La remise aux normes des voitures de Volkswagen équipées d'un moteur truqué prendra des mois, a reconnu jeudi le nouveau patron du groupe, qui a aussi renvoyé la responsabilité de la supercherie à "quelques développeurs".
Matthias Müller, qui a pris la tête de Volkswagen il y a dix jours en plein scandale des moteurs diesel, a accordé sa première interview à la presse au jour même où le groupe doit rendre sa copie aux autorités allemandes sur l'organisation d'un gigantesque rappel.
Il s'agit de remettre aux normes des millions de voitures équipées d'un logiciel capable de fausser les résultats de tests antipollution. L'affaire a éclaté fin septembre aux Etats-Unis et n'en finit pas de faire des vagues. Onze millions de véhicules dans le monde sont concernés, même si tous ne devront peut-être pas repasser au garage.
"Si tout se passe comme prévu, nous pourrons commencer le rappel en janvier, et d'ici fin 2016 tout devrait être remis en ordre", a dit le patron au Frankfurter Allgemeine Zeitung (FAZ).
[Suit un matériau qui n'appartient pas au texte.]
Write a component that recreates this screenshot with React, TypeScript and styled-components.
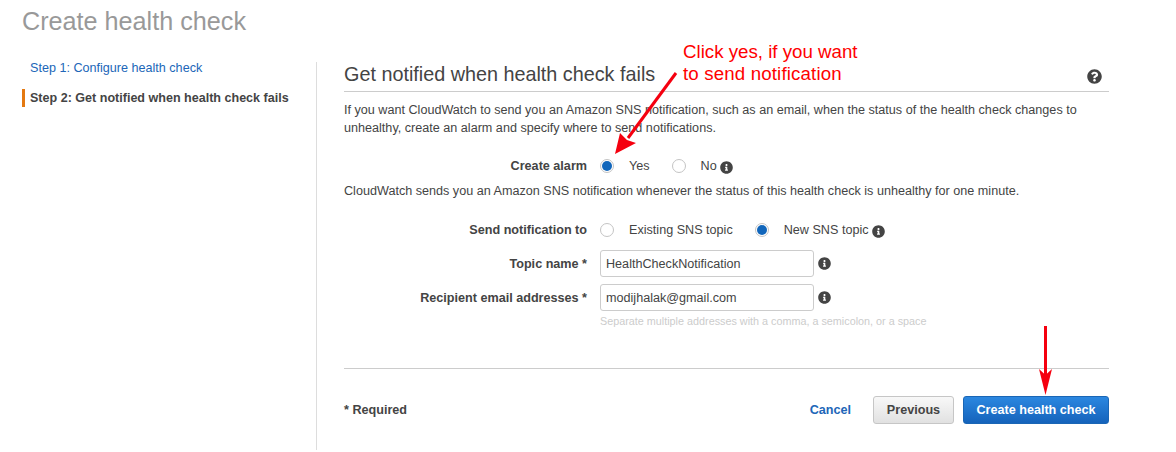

L'opération est un énorme défi parce que, du fait de spécificités géographiques et selon les modèles - des voitures de marque Volkswagen sont concernées mais aussi des Audi, des Skoda et des Seat, filiales de Volkswagen - "ce ne sont pas trois solutions qu'il nous faut mais des milliers". Pour certains véhicules une manipulation informatique suffira, sur d'autres il faudra installer de nouveaux injecteurs ou catalyseurs.
- coûts en milliards -
C'est Volkswagen qui prendra les coûts en charge, des milliards d'euros. S'y ajouteront les amendes dans différents pays, les indemnités réclamées par les clients, et par les actionnaires qui s'estiment floués après la débandade du titre en Bourse (-40% en deux semaines).
Sans compter le dommage commercial, alors que la réputation de l'entreprise, géant aux 200 milliards d'euros de chiffre d'affaires annuel et récemment couronnée numéro un mondial, a pris un sacré coup. Pourtant "nous ne voyons pas d'écroulement" des ventes pour le moment, a rassuré M. Müller.
Le montant total de la facture n'est pas encore prévisible - analystes financiers et organes de presse jonglent avec des chiffres qui vont de 25 à 50 milliards d'euros -, mais le patron a d'ores et déjà annoncé la couleur aux quelque 600.000 salariés: il va falloir se serrer la ceinture, notamment sur les investissements. L'engagement dans le sport - Volkswagen sponsorise le club de foot de première division VfL Wolfsburg - sera réexaminé aussi.
Ces assurances mettaient du baume au coeur des investisseurs, et l'action prenait 6,09% à 103 euros à Francfort à 08H30 GMT jeudi.
En parallèle, la question de qui savait quoi quand continuait à agiter les esprits. Elle fait l'objet d'une enquête interne et externe chez Volkswagen, et occupe déjà la justice allemande. M. Müller a promis de "faire la lumière sur les responsabilités dans le détail".
- "quelques salariés" -
"D'après ce que je sais, seuls quelques salariés étaient impliqués", selon lui, "quelques développeurs". "Quatre personnes, dont trois directeurs responsables à différentes époques du développement des moteurs" ont été suspendues, précise M. Müller, "d'autres sont déjà à la retraite".
La presse allemande a nommé le chef du développement de la filiale Audi, Ulrich Hackenberg, ce que Volkswagen n'a pas confirmé.
"Je ne crois pas" que la direction de Volkswagen autour de Martin Winterkorn, son prédécesseur qui a rendu son tablier quelques jours après l'éclatement de l'affaire, ait été au courant, a dit M. Müller, "croyez-vous vraiment qu'un patron ait le temps de se préoccuper de la vie intérieure des logiciels de moteurs?".
M. Winterkorn, patron à partir de 2007 et féru de technique, se targuait pourtant de connaître "chaque vis" des voitures du groupe.
Le logiciel truqué a manifestement été développé en 2008, quand il est apparu qu'il était techniquement impossible de concilier les impératifs de coûts et les exigences environnementales pour proposer un "diesel propre" aux Etats-Unis.
Jeudi le patron de Volkswagen America, Michael Horn, sera entendu par une commission du Congrès américain.
Dans son interview M. Müller confirme que la supercherie a été mise sur pied à Wolfsburg, siège de Volkswagen et pas aux Etats-Unis.